Перечень имущества на ферме Ганнесс обычно включал «свиноматок, хряка, телочек и телят, быка, кур, лошадей, жеребенка и шотландского пони. У нее были телеги и культиватор, сеялка и борона, плуг, седла и упряжи, пилы, лестницы, тачки, бричка, повозка для пони, мотки проволоки, ушаты и ведра всех сортов и размеров»7. Даже такой могучей и умелой женщине, как Белль, было трудно управиться со всем хозяйством. К зиме 1904 года у нее возникла острая нужда в мужчине, но не только для хозяйства.
В феврале того же года тридцатилетний иммигрант Олаф Линдбой, три года назад прибывший из Норвегии в Чикаго, прочел объявление в газете «Скандинавен». Предлагалась работа на ферме в Индиане. Прихватив все пожитки и накопленные 600 долларов, он отправился в Индиану, где его наняла хозяйка фермы, вдова Белль Ганнесс.
Вскоре соседи начали замечать: миссис Ганнесс, похоже, очень довольна своими отношениями с Олафом – настолько необычными, что одна газета назвала «работника женихом хозяйки»8. Сам Линдбой этого не отрицал. В письме, отправленном отцу в Норвегию всего через два месяца после переезда, он воспевал «исключительное местоположение» фермы и упомянул, «что, возможно, скоро женится». С другими иммигрантами, включая Свана Николсона, Олаф был еще откровеннее. Как свидетельствовал позже Сван, миссис Ганнесс «так хорошо относилась к Олафу, что он стал подумывать о женитьбе и уже видел себя хозяином фермы»9.
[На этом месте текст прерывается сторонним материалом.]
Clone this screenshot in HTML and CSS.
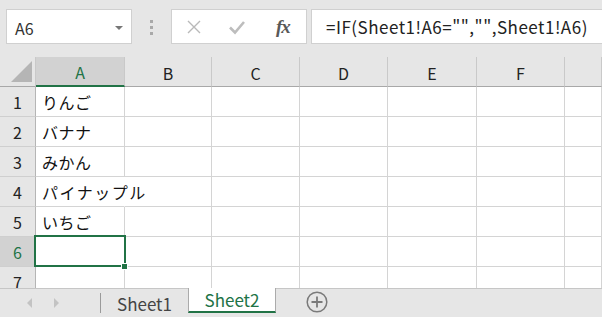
FILE: index.html
```html
<!DOCTYPE html>
<html lang="ja">
  <head>
    <meta charset="UTF-8" />
    <meta name="viewport" content="width=device-width, initial-scale=1.0" />
    <title>Sheet2</title>
    <link rel="stylesheet" href="styles.css">
  </head>
  <body>
    <!-- 数式バー -->
    <div class="toolbar">
      <div class="name-box">
        <span>A6</span>
        <span class="name-arrow"></span>
      </div>
      <div class="grip"><i></i><i></i><i></i></div>
      <div class="fx-box">
        <svg class="icon" width="16" height="16" viewBox="0 0 16 16">
          <path d="M2 2 L14 14 M14 2 L2 14" stroke="#b9b9b9" stroke-width="1.4" fill="none" />
        </svg>
        <svg class="icon" width="18" height="16" viewBox="0 0 18 16">
          <path d="M2 8.5 L7 13.5 L16 3" stroke="#bdbdbd" stroke-width="2.6" fill="none" />
        </svg>
        <span class="fx">fx</span>
      </div>
      <div class="formula">=IF(Sheet1!A6="","",Sheet1!A6)</div>
    </div>

    <!-- シート -->
    <div class="sheet">
      <div class="hd corner"><span class="tri"></span></div>
      <div class="hd col sel">A</div>
      <div class="hd col">B</div>
      <div class="hd col">C</div>
      <div class="hd col">D</div>
      <div class="hd col">E</div>
      <div class="hd col">F</div>
      <div class="hd col"></div>

      <div class="hd row">1</div>
      <div class="cell">りんご</div><div class="cell"></div><div class="cell"></div><div class="cell"></div><div class="cell"></div><div class="cell"></div><div class="cell"></div>

      <div class="hd row">2</div>
      <div class="cell">バナナ</div><div class="cell"></div><div class="cell"></div><div class="cell"></div><div class="cell"></div><div class="cell"></div><div class="cell"></div>

      <div class="hd row">3</div>
      <div class="cell">みかん</div><div class="cell"></div><div class="cell"></div><div class="cell"></div><div class="cell"></div><div class="cell"></div><div class="cell"></div>

      <div class="hd row">4</div>
      <div class="cell over">パイナップル</div><div class="cell"></div><div class="cell"></div><div class="cell"></div><div class="cell"></div><div class="cell"></div><div class="cell"></div>

      <div class="hd row">5</div>
      <div class="cell">いちご</div><div class="cell"></div><div class="cell"></div><div class="cell"></div><div class="cell"></div><div class="cell"></div><div class="cell"></div>

      <div class="hd row sel">6</div>
      <div class="cell active"></div><div class="cell"></div><div class="cell"></div><div class="cell"></div><div class="cell"></div><div class="cell"></div><div class="cell"></div>

      <div class="hd row">7</div>
      <div class="cell"></div><div class="cell"></div><div class="cell"></div><div class="cell"></div><div class="cell"></div><div class="cell"></div><div class="cell"></div>
    </div>

    <!-- シート見出し -->
    <div class="tabbar">
      <div class="nav">
        <span class="tri-left"></span>
        <span class="tri-right"></span>
      </div>
      <div class="tab">Sheet1</div>
      <div class="tab current">Sheet2</div>
      <div class="add">
        <svg width="22" height="22" viewBox="0 0 22 22">
          <circle cx="11" cy="11" r="9.8" stroke="#7a7a7a" stroke-width="1.5" fill="none" />
          <path d="M11 5.5 V16.5 M5.5 11 H16.5" stroke="#7a7a7a" stroke-width="1.8" />
        </svg>
      </div>
    </div>
  </body>
</html>
```

FILE: styles.css
```css
body {
  margin: 0;
  width: 602px;
  height: 317px;
  overflow: hidden;
  background-color: #e6e6e6;
  font-family: "Noto Sans CJK JP", "Noto Sans", sans-serif;
  color: #222;
}
.toolbar {
  display: flex;
  align-items: flex-start;
  height: 57px;
  padding-top: 9px;
  box-sizing: border-box;
}
.name-box {
  display: flex;
  align-items: center;
  justify-content: space-between;
  width: 126px;
  height: 35px;
  margin-left: 6px;
  padding: 2px 8px 0 8px;
  box-sizing: border-box;
  background-color: #fff;
  border: 1px solid #d0d0d0;
  font-size: 16px;
  color: #333;
}
.name-arrow {
  width: 0;
  height: 0;
  border-left: 4px solid transparent;
  border-right: 4px solid transparent;
  border-top: 4px solid #777;
}
.grip {
  display: flex;
  flex-direction: column;
  align-items: center;
  gap: 3px;
  width: 39px;
  padding-top: 11px;
}
.grip i {
  width: 3px;
  height: 3px;
  background-color: #a9a9a9;
}
.fx-box {
  display: flex;
  align-items: center;
  width: 136px;
  height: 35px;
  box-sizing: border-box;
  background-color: #fff;
  border: 1px solid #d0d0d0;
  padding-left: 14px;
  gap: 28px;
}
.fx-box .icon + .icon {
  margin-left: -2px;
}
.fx {
  font-family: "Liberation Serif", serif;
  font-style: italic;
  font-weight: bold;
  font-size: 19px;
  color: #595959;
  margin-left: 2px;
  letter-spacing: -1px;
}
.formula {
  flex: 1;
  height: 35px;
  margin-left: 4px;
  padding-left: 14px;
  box-sizing: border-box;
  background-color: #fff;
  border: 1px solid #d0d0d0;
  border-right: none;
  font-size: 17px;
  line-height: 33px;
  letter-spacing: 0.5px;
  color: #222;
  white-space: nowrap;
}
.sheet {
  display: grid;
  grid-template-columns: 36px 89px 87px 88px 88px 89px 88px 1fr;
  grid-auto-rows: 30px;
  height: 231px;
  overflow: hidden;
  background-color: #fff;
}
.cell {
  position: relative;
  display: flex;
  align-items: center;
  padding-left: 6px;
  box-sizing: border-box;
  border-right: 1px solid #d4d4d4;
  border-bottom: 1px solid #d4d4d4;
  font-size: 16px;
  letter-spacing: 0.5px;
  white-space: nowrap;
  color: #111;
}
.cell.over {
  overflow: visible;
  border-right-color: transparent;
  letter-spacing: 1.5px;
  z-index: 2;
}
.cell.active::after {
  content: "";
  position: absolute;
  left: -2px;
  top: -2px;
  right: -2px;
  bottom: -1px;
  border: 2px solid #217346;
  z-index: 3;
}
.cell.active::before {
  content: "";
  position: absolute;
  right: -4px;
  bottom: -4px;
  width: 5px;
  height: 5px;
  background-color: #217346;
  border: 1px solid #fff;
  z-index: 4;
}
.hd {
  display: flex;
  align-items: center;
  justify-content: center;
  box-sizing: border-box;
  background-color: #e6e6e6;
  font-size: 16px;
  color: #222;
}
.hd.col {
  border-right: 1px solid #c9c9c9;
  border-bottom: 1px solid #a8a8a8;
  padding-top: 2px;
}
.hd.row {
  border-right: 1px solid #b5b5b5;
  border-bottom: 1px solid #cfcfcf;
}
.hd.sel {
  background-color: #d2d2d2;
  color: #217346;
}
.hd.col.sel {
  border-bottom: 2px solid #217346;
}
.corner {
  align-items: flex-end;
  justify-content: flex-end;
  padding: 0 3px 4px 0;
  border-right: 1px solid #c9c9c9;
  border-bottom: 1px solid #a8a8a8;
}
.tri {
  width: 0;
  height: 0;
  border-left: 21px solid transparent;
  border-bottom: 21px solid #b5b5b5;
}
.tabbar {
  display: flex;
  align-items: stretch;
  height: 29px;
  border-top: 1px solid #c6c6c6;
  box-sizing: border-box;
  font-size: 17px;
}
.nav {
  display: flex;
  align-items: center;
  gap: 22px;
  width: 100px;
  padding-left: 27px;
  box-sizing: border-box;
}
.tri-left {
  border-top: 5px solid transparent;
  border-bottom: 5px solid transparent;
  border-right: 5px solid #c3c3c3;
}
.tri-right {
  border-top: 5px solid transparent;
  border-bottom: 5px solid transparent;
  border-left: 5px solid #c3c3c3;
}
.tab {
  display: flex;
  align-items: center;
  justify-content: center;
  width: 88px;
  box-sizing: border-box;
  border-left: 1px solid #9a9a9a;
  margin-top: 4px;
  margin-bottom: 4px;
  color: #444;
}
.tab.current {
  margin: -1px 0 0 0;
  background-color: #fff;
  border-left: 1px solid #ababab;
  border-right: 1px solid #ababab;
  border-bottom: 2px solid #217346;
  height: 25px;
  color: #217346;
  padding-bottom: 1px;
}
.add {
  display: flex;
  align-items: center;
  padding-left: 30px;
  padding-bottom: 2px;
}
```
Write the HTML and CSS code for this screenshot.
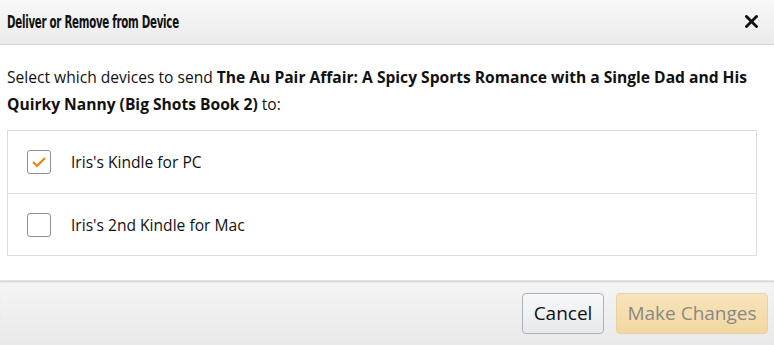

Вскоре после того дня, как ушло письмо Олафа, Ганнесс обратилась к одному из соседей, Крису Кристофферсону, «за помощью, потому что Линдбой бросил работу и уехал». Когда Крис пришел на ферму, Белль пахала землю под кукурузу. Он поинтересовался, куда пропал Олаф, она ответила, что тот отправился на Всемирную выставку в Сент-Луис и «собирается купить там участок земли». Но Сван Николсон услышал другую историю: якобы его друг Олаф вернулся «на родину посмотреть коронацию нового норвежского короля». А когда отец Олафа, много месяцев не получавший от него ни строчки, сам написал сыну, Белль ответила, что «он уехал на Запад и, насколько она знает, собирался купить где-то там землю»10.
На самом деле Олаф все еще был на ферме. Прошло четыре года, прежде чем удалось найти Олафа Линдбоя – или, вернее, то, что от него осталось.
На второй неделе апреля 1905 года, ровно через месяц после исчезновения Олафа, в дом Ганнесс, где в это время находился сосед Кристофферсон, из города прибыл неизвестный. Он представился как Генри Гурхольт и объяснил, что «приехал работать у миссис Ганнесс». При нем был огромный чемодан, и Кристофферсон помог отнести его наверх, в бывшую комнату Олафа. Она приезжему очень понравилась, за что он выразил благодарность своей новой хозяйке.
– Конечно, – ответила миссис Ганнесс, – я всегда стараюсь, чтобы мой работник жил в чистой и красивой комнате.
Гурхольту на новом месте все нравилось. Через неделю, сочиняя письмо матери, Генри описал ферму как «самое прекрасное место во всей округе» с красивым – на тринадцать комнат – домом, окруженным «чудесной зеленой рощей». Далее он сообщал, что «к нему относятся, как к члену семьи»11.
Несколько недель после появления нового работника Крис Кристофферсон часто видел его в компании миссис Ганнесс. Но однажды в августе 1905 года, во время сбора урожая, она вдруг появилась в доме Криса и, объяснив, что Гурхольт неожиданно уехал, попросила помочь ей убрать овес.
– Он уехал, когда должен был жать овес? – поразился сосед.